I love that my nephew just finished his first year of elementary school. I think he's awesome and feel incredibly blessed that at this time and place in our lives we live just miles apart and I'm able to attend his school programs and baseball games. I treasure those times together, watching him grow, listening to him talk about birds and baseball and reading and movies and music.
I'm loving the new little house I'm renting. I love that I'm close to work, close to hip-hang-outs, and actually part of a real neighborhood. In the two months I've lived there I've met more neighbors than in all the 5+ years I've lived in Phoenix. I saw one of my neighbors making sun tea on his porch the other day and thought it was the coolest thing (and something you can almost do year-round here in Phoenix!).
I'm incredibly proud of my Dakotan heritage. The rural farming community that my parents and grandparents grew up in is celebrating their 125th anniversary next year--a quasquicentennial, or "Big Q" as I saw on a poster (because quasquicentennial apparently doesn't roll off the tongue). I was 9-years-old when the town celebrated it's centennial (100 years) and I have crystal clear memories of the amusement park rides that took over Main Street, the city-wide parade (that I helped build a float for), and the amazing pageant/drama show that the town put on. My grandpa grew a beard, my grandma donned a bonnet, and our entire family gathered together for the celebration. Now, with only one living grandparent still in residence, our family doesn't get back up there very often, but on a recent visit I realized that there are folks in that community that have known me my entire life. I've never lived there but they've seen me at auction sales and centennial celebrations, at funerals and 80th birthday gatherings. They've seen me in photos on my grandma's wall and in newspaper stories announcing our visit to town. We may not be Facebook friends or Christmas card exchangers, but they know me, or rather, they know my family. Both lines of my family. And though they may think me a "city girl" and my love for lattes a little looney, they accept me as a part of their extended community. And I'm realizing that in some ways, that small community is more "home" than any place I've ever, or will ever, live.

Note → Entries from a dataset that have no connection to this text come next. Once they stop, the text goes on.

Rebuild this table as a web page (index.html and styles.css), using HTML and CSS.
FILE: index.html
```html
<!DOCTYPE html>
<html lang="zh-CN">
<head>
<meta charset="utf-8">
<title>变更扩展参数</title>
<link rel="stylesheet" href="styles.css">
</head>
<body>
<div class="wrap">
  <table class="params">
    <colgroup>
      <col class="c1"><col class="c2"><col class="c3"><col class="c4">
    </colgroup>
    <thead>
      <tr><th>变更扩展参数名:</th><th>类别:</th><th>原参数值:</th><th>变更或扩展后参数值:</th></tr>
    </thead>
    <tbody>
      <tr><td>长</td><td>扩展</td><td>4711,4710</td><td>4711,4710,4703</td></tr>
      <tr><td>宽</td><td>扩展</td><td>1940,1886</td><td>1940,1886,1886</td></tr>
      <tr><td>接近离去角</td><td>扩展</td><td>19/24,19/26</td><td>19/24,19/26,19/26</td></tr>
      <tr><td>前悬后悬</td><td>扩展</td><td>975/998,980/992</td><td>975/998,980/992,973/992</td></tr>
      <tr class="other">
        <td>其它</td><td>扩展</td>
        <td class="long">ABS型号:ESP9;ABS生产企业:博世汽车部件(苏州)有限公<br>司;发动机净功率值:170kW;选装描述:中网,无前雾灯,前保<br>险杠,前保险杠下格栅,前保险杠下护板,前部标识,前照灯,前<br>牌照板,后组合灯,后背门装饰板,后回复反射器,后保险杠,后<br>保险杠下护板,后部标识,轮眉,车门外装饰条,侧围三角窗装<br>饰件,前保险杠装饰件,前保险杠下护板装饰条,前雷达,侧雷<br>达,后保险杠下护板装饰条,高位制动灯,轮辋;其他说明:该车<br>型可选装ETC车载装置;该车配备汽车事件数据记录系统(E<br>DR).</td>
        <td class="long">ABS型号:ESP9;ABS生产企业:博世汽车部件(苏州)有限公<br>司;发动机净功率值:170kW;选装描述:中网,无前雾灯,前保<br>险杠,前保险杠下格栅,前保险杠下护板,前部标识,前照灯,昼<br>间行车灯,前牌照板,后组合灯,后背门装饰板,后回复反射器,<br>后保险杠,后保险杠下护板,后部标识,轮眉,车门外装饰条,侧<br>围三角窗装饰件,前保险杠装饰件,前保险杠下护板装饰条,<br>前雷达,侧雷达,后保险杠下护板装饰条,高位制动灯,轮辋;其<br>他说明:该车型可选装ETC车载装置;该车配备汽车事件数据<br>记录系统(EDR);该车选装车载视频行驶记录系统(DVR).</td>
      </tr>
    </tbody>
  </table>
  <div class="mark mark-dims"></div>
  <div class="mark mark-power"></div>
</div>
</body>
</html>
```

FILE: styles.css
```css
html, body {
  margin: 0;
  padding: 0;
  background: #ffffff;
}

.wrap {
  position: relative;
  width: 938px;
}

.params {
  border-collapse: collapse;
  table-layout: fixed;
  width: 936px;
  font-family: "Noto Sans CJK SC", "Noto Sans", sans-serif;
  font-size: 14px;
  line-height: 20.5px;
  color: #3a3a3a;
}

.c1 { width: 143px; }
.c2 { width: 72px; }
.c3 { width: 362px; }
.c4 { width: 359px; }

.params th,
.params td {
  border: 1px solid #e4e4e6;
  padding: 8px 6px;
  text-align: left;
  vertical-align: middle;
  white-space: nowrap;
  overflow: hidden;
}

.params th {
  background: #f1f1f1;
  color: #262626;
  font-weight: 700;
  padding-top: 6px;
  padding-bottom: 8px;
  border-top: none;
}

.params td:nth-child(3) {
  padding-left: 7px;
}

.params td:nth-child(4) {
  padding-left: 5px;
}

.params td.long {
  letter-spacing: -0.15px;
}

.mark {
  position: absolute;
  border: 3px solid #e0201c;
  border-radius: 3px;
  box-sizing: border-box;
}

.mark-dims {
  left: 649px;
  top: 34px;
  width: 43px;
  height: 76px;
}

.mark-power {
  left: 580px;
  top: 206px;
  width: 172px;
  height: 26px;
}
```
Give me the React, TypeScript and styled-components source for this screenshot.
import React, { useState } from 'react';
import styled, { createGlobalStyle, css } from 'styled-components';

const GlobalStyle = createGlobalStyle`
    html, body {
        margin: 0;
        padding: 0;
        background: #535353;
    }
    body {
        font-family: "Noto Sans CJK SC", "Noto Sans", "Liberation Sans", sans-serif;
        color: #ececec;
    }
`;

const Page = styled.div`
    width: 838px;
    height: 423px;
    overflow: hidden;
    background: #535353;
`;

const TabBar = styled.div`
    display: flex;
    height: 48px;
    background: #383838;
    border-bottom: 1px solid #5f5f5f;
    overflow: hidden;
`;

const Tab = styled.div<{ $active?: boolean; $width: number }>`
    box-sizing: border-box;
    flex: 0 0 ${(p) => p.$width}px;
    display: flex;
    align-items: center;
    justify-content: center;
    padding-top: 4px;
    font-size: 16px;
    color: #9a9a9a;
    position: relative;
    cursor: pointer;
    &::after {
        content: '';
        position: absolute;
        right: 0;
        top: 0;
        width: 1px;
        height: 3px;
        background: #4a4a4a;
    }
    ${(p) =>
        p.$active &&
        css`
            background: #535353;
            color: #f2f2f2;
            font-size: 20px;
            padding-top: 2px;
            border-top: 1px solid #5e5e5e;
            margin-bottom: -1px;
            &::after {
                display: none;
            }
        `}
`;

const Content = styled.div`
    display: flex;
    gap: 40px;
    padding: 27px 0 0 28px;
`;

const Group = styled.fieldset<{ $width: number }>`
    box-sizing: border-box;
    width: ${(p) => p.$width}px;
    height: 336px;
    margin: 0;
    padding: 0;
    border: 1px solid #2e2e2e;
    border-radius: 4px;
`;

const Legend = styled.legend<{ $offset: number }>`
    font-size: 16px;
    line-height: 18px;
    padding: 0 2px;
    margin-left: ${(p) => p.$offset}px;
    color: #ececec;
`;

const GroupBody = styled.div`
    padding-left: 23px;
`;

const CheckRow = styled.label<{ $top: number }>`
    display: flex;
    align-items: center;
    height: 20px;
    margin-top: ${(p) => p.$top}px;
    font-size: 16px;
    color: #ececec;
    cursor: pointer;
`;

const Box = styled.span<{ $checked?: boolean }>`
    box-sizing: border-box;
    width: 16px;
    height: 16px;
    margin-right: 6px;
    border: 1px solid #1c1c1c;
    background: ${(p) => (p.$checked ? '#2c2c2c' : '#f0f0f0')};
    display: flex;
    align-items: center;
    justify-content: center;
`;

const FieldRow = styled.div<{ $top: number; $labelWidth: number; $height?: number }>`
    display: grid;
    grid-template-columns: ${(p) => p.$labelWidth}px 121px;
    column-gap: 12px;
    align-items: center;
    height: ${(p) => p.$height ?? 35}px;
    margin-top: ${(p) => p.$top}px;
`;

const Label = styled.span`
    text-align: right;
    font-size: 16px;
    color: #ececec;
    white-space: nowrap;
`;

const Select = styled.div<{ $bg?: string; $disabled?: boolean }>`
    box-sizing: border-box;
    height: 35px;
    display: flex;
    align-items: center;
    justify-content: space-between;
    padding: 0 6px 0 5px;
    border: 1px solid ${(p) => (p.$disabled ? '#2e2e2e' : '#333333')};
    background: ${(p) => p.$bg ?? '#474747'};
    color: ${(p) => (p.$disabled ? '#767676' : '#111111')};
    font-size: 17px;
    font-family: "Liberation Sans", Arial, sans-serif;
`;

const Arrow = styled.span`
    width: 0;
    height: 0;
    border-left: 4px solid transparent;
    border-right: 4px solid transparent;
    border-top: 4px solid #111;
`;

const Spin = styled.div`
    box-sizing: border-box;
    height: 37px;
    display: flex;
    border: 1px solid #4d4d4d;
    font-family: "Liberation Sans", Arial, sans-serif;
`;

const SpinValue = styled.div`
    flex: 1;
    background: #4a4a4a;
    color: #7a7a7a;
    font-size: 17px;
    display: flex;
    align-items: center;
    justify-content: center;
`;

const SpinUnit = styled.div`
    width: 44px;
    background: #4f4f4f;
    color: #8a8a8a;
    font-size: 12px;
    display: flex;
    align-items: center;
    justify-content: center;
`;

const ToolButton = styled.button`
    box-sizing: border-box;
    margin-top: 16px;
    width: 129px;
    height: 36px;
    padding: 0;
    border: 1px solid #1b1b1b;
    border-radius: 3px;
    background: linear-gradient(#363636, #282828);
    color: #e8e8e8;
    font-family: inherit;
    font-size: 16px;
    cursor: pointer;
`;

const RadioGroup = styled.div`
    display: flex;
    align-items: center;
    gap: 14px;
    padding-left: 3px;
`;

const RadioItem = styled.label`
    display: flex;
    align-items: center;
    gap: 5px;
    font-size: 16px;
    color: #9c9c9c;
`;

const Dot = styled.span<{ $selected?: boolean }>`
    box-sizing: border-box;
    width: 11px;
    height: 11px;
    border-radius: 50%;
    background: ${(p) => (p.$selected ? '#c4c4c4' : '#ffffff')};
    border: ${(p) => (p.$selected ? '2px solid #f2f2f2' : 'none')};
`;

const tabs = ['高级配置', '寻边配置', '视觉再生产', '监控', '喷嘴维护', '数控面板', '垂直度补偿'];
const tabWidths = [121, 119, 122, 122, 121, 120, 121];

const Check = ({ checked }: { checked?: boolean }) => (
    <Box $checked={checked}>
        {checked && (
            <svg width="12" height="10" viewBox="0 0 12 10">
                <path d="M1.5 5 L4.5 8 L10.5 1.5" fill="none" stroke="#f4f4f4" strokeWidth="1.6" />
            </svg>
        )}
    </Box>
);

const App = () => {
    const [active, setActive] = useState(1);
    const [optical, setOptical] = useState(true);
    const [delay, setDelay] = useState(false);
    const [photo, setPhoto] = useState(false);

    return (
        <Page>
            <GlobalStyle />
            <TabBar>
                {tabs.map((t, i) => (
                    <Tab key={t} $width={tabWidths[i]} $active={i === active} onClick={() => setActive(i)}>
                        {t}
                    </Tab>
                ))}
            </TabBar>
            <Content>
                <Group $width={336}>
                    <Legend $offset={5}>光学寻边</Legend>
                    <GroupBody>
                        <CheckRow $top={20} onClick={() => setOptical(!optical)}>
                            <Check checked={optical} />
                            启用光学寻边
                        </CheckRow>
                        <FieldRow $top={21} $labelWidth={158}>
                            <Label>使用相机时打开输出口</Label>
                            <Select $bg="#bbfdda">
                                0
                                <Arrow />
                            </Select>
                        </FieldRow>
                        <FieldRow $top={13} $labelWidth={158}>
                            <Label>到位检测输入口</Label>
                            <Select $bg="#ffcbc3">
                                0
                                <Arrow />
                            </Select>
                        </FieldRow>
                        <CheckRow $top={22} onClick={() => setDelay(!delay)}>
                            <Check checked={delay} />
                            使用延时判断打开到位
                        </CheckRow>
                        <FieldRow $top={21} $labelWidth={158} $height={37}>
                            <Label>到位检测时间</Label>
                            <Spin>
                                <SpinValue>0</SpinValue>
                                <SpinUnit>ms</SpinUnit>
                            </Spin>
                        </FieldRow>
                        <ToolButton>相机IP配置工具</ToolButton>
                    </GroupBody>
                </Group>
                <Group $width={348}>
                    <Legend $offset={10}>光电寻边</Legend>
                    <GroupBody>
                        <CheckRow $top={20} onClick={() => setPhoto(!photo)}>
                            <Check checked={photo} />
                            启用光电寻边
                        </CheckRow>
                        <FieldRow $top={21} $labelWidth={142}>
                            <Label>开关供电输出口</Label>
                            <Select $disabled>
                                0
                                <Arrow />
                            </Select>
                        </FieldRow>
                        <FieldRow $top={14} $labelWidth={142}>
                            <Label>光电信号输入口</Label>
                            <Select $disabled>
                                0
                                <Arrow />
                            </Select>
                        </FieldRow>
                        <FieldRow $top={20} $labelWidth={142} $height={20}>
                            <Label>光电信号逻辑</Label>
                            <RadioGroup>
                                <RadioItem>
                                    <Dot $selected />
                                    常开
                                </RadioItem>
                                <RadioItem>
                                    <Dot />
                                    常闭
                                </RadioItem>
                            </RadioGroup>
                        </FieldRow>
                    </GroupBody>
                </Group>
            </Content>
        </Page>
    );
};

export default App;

I think I'm getting lazy. I'm not talking gym-lazy here (though that is also an issue), I'm talking I need to buy a garden hose and seriously considered ordering one from Amazon just so I wouldn't have to lug one home from an actual store. For now I'm going to blame the summer heat of Phoenix for causing this line of thinking.

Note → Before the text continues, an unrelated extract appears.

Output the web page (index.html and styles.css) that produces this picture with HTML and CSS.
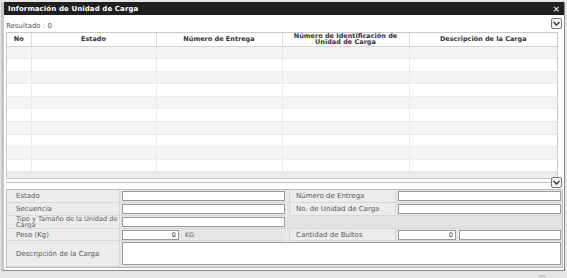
FILE: index.html
```html
<!DOCTYPE html>
<html>
<head>
<meta name="viewport" content="width=device-width, initial-scale=1">
<link rel="stylesheet" href="styles.css">
</head>
<body>
<div class="window">
  <div class="titlebar">
    <span class="title">Información de Unidad de Carga</span>
    <span class="close">&#215;</span>
  </div>
  <div class="content">
    <div class="result-bar">
      <span class="result">Resultado : 0</span>
      <span class="toggle"><svg width="7" height="5" viewBox="0 0 7 5"><path d="M0.5 1 L3.5 4 L6.5 1" fill="none" stroke="#333" stroke-width="1.4"/></svg></span>
    </div>
    <div class="grid">
      <table class="list">
        <thead>
          <tr>
            <th class="c-no">No</th>
            <th class="c-est">Estado</th>
            <th class="c-num">Número de Entrega</th>
            <th class="c-id">Número de Identificación de Unidad de Carga</th>
            <th>Descripción de la Carga</th>
          </tr>
        </thead>
        <tbody>
          <tr><td></td><td></td><td></td><td></td><td></td></tr>
          <tr><td></td><td></td><td></td><td></td><td></td></tr>
          <tr><td></td><td></td><td></td><td></td><td></td></tr>
          <tr><td></td><td></td><td></td><td></td><td></td></tr>
          <tr><td></td><td></td><td></td><td></td><td></td></tr>
          <tr><td></td><td></td><td></td><td></td><td></td></tr>
          <tr><td></td><td></td><td></td><td></td><td></td></tr>
          <tr><td></td><td></td><td></td><td></td><td></td></tr>
          <tr><td></td><td></td><td></td><td></td><td></td></tr>
          <tr><td></td><td></td><td></td><td></td><td></td></tr>
        </tbody>
      </table>
      <div class="hscroll"></div>
    </div>
    <div class="split">
      <span class="toggle"><svg width="7" height="5" viewBox="0 0 7 5"><path d="M0.5 1 L3.5 4 L6.5 1" fill="none" stroke="#333" stroke-width="1.4"/></svg></span>
    </div>
    <div class="detail">
      <div class="lbl">Estado</div>
      <div class="val"><input type="text"></div>
      <div class="lbl lbl-r">Número de Entrega</div>
      <div class="val"><input type="text"></div>

      <div class="lbl">Secuencia</div>
      <div class="val"><input type="text"></div>
      <div class="lbl lbl-r">No. de Unidad de Carga</div>
      <div class="val"><input type="text"></div>

      <div class="lbl lbl-2">Tipo y Tamaño de la Unidad de<br>Carga</div>
      <div class="val"><input type="text"></div>
      <div class="empty"></div>

      <div class="lbl">Peso (Kg)</div>
      <div class="val val-kg"><input type="text" class="num" value="0"><span class="unit">KG</span></div>
      <div class="lbl lbl-r">Cantidad de Bultos</div>
      <div class="val val-pair"><input type="text" class="num" value="0"><input type="text"></div>

      <div class="lbl lbl-desc">Descripción de la Carga</div>
      <div class="val val-desc"><textarea></textarea></div>
    </div>
  </div>
</div>
<div class="footer"><span class="grip"></span></div>
</body>
</html>
```

FILE: styles.css
```css
* {
  box-sizing: border-box;
}

body {
  margin: 0;
  background-color: #e6e6e6;
  font-family: "DejaVu Sans", Verdana, sans-serif;
  font-size: 7px;
  color: #444;
  padding-top: 2px;
}

.window {
  margin: 0 2px 0 1px;
  border: 1px solid #8c8c8c;
  border-top: none;
  border-left: 3px solid #c8c8c8;
  background-color: #fff;
}

.titlebar {
  height: 13px;
  background-color: #1f1f1f;
  color: #fff;
  display: flex;
  align-items: center;
  justify-content: space-between;
  padding: 0 4px 0 4px;
}

.title {
  font-weight: bold;
  font-size: 7px;
  letter-spacing: 0.1px;
}

.close {
  font-size: 9px;
  font-weight: bold;
  color: #ddd;
}

.content {
  padding: 0 1px 2px 2px;
}

.result-bar {
  height: 17px;
  display: flex;
  align-items: center;
  justify-content: space-between;
  padding-right: 1px;
}

.result {
  color: #555;
  padding-top: 4px;
}

.toggle {
  width: 11px;
  height: 11px;
  border: 1px solid #777;
  border-radius: 2px;
  background-color: #f4f4f4;
  display: flex;
  align-items: center;
  justify-content: center;
}

.grid {
  border: 1px solid #c9c9c9;
  margin-right: 5px;
  background-color: #fff;
}

.list {
  width: 100%;
  border-collapse: collapse;
  table-layout: fixed;
}

.list th {
  height: 13px;
  font-weight: bold;
  color: #333;
  font-size: 6.5px;
  line-height: 6px;
  text-align: center;
  border-right: 1px solid #dcdcdc;
  border-bottom: 1px solid #d4d4d4;
  background-color: #fff;
  padding: 0;
}

.list th:last-child,
.list td:last-child {
  border-right: none;
}

.c-no { width: 24px; }
.c-est { width: 125px; }
.c-num { width: 126px; }
.c-id { width: 127px; }

.list td {
  height: 12.6px;
  border-right: 1px solid #eaeaea;
  border-bottom: 1px solid #ececec;
  padding: 0;
}

.list tbody tr:nth-child(odd) td {
  background-color: #f4f4f4;
}

.hscroll {
  height: 6px;
  background-color: #ededed;
  border-top: 1px solid #dedede;
}

.split {
  display: flex;
  justify-content: flex-end;
  border-top: 1px solid #bdbdbd;
  margin-top: 3px;
  height: 7px;
  padding-right: 1px;
}

.split .toggle {
  margin-top: -6px;
}

.detail {
  border: 1px solid #bcbcbc;
  background-color: #e9e9e9;
  display: grid;
  grid-template-columns: 113px 166px 110px 166px;
  grid-template-rows: 13px 13px 13px 12px 13px 13px;
}

.lbl {
  display: flex;
  align-items: center;
  padding-left: 9px;
  color: #5a5a5a;
  background-color: #ececec;
  border-bottom: 1px solid #d8d8d8;
  border-right: 1px solid #d8d8d8;
  white-space: nowrap;
}

.lbl-r {
  margin-left: 3px;
  padding-left: 6px;
  border-left: 1px solid #d8d8d8;
}

.lbl-2 {
  line-height: 6.5px;
  font-size: 6.6px;
  overflow: hidden;
}

.empty {
  grid-column: span 2;
  background-color: #e3e3e3;
  border-bottom: 1px solid #d8d8d8;
}

.val {
  display: flex;
  align-items: center;
  padding: 0 1px 0 2px;
  background-color: #e6e6e6;
  border-bottom: 1px solid #d8d8d8;
}

.val input,
.val textarea {
  width: 100%;
  height: 10px;
  border: 1px solid #9a9a9a;
  border-radius: 0;
  background-color: #fff;
  font-family: "DejaVu Sans", Verdana, sans-serif;
  font-size: 6.5px;
  padding: 0 2px;
  resize: none;
}

.val-kg input {
  width: 57px;
}

.num {
  text-align: right;
  color: #333;
}

.unit {
  margin-left: 6px;
  color: #666;
  font-size: 6.5px;
}

.val-pair .num {
  width: 58px;
  margin-right: 3px;
}

.lbl-desc {
  grid-row: span 2;
}

.val-desc {
  grid-column: span 3;
  grid-row: span 2;
}

.val-desc textarea {
  height: 23px;
}

.footer {
  height: 12px;
  display: flex;
  justify-content: flex-end;
  padding-right: 22px;
  padding-top: 4px;
}

.grip {
  width: 6px;
  height: 2px;
  background-color: #c4c4c4;
}
```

I'm not using the internet at home for a few weeks (due to somehow exceeding my monthly home internet data-usage limit last month--though I was out of town for almost 2 weeks). Instead, I'm teaching myself how to utilize my iPhone for more things (like shopping on Amazon, see paragraph above), and I'm reading more. Crazy concepts, right? It's been a bit eye-opening. There's only so much time I can spend looking at my tiny iPhone screen, so unlike with my laptop, I'm not losing track of time reading my favorite blogs, planning my next travel adventure, or getting caught up with my favorite TV shows. I think this mini-vacation from internet overuse is not necessarily a bad thing (though it's still easier to pick up a book then to tackle items on my to do list).
Today is my parent's 37th (I think) wedding anniversary. They do so much for our family (babysitting, house projects, loaning of vehicles), and I'm so grateful for them. I can never repay all the things they've done for me, all the complaints they've listened to, all the coffees they've bought and meals they've cooked. My heart overflows with gratitude and I'm thankful for the blessing they are to our family.

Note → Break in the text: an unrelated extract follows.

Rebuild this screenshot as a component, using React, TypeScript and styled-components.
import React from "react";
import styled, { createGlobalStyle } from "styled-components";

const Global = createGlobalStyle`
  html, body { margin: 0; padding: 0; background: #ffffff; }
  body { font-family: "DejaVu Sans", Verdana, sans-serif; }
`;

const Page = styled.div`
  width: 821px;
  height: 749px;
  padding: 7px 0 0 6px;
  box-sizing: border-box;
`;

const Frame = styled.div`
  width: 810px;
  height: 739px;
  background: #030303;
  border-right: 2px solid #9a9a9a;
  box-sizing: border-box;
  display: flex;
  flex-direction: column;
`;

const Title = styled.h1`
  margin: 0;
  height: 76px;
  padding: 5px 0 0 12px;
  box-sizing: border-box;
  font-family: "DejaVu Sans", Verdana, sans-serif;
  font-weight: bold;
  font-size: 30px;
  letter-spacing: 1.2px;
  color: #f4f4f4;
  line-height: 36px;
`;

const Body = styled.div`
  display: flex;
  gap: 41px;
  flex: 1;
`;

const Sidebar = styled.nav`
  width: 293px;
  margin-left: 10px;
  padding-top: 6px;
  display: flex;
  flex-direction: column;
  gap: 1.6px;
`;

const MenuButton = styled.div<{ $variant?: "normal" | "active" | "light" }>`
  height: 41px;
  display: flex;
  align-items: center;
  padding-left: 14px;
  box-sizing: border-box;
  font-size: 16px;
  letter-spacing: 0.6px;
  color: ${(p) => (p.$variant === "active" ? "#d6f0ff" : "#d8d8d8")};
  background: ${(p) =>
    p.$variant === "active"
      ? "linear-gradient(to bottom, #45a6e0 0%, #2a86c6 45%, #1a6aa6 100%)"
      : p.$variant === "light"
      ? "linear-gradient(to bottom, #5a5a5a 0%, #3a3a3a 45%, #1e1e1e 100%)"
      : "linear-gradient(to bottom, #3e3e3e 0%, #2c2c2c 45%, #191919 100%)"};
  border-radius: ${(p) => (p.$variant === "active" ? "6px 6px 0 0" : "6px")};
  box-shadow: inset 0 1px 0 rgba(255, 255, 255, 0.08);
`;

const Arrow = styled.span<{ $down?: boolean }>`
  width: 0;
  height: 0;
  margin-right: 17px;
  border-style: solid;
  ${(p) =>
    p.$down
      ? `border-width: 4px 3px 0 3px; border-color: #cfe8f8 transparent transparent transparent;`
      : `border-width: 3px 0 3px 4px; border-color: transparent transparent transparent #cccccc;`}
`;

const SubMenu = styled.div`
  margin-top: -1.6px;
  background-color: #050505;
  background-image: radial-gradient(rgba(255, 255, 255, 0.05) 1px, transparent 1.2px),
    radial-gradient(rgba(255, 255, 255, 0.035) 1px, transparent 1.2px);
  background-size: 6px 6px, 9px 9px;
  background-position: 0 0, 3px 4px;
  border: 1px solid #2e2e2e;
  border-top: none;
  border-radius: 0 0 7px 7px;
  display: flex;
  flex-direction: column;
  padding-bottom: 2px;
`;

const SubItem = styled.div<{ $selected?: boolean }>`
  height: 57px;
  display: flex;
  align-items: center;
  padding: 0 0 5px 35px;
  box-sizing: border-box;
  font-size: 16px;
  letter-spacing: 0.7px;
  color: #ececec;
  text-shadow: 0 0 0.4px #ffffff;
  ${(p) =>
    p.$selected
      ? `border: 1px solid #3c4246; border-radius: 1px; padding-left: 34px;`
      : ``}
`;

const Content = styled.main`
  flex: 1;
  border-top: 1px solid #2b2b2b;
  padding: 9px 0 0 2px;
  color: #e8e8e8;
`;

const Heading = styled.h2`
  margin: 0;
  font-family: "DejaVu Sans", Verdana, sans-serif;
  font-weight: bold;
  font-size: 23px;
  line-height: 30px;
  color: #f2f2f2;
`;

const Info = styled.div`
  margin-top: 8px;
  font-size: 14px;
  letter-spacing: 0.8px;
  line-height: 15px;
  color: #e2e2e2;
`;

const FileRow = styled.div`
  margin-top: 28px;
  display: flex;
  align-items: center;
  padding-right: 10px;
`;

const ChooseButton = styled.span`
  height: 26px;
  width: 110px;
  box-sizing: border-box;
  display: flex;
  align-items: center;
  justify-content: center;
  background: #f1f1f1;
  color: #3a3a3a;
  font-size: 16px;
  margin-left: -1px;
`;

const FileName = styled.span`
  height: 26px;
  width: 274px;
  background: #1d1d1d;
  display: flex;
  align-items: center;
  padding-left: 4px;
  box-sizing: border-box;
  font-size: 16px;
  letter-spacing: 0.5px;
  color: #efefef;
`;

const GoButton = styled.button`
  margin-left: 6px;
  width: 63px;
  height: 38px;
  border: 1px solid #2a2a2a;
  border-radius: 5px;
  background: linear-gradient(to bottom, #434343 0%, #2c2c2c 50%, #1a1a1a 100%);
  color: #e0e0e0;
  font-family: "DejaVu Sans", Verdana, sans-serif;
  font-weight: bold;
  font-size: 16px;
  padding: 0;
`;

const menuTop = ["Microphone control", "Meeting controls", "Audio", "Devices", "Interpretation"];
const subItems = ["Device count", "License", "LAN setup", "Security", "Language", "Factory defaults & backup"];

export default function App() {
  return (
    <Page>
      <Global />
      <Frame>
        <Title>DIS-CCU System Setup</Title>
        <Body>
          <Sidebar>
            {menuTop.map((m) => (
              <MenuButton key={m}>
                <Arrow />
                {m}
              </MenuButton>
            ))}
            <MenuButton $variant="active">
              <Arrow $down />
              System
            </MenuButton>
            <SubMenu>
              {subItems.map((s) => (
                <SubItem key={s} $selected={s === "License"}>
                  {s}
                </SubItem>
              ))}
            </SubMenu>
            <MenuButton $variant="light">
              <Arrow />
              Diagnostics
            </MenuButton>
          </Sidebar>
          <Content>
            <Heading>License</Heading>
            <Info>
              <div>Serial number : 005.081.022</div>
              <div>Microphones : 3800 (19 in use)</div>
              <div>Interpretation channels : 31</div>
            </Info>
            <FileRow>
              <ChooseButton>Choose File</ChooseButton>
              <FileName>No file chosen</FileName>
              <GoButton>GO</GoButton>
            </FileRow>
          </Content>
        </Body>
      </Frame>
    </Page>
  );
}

I've promised blog posts to several friends, and though this post doesn't really cover any of the things it's supposed to (photos of my new house, my crazy auction sale adventure, visiting a new church), it's randomness sort of characterizes my state of mind these days.
Oh, and one more thing I've learned of late--words can hurt. I've received some harsh criticism recently, and whether justly or unjustly received, it's called me to take a closer look at my own communications with others. Because (shockingly) I do sometimes speak without thinking. Or, think and then speak (with the intention to hurt). And apparently I sometimes say/do things that I think are innocent, but have completely different implications. This is life, right? And sometimes it's not always a bowl of cherries, but I'm trying to learn to "take the high road" and "grow a thicker skin" but, man, sometimes that's just hard. And hard ain't easy (though margaritas, lattes and Culver's hamburgers help).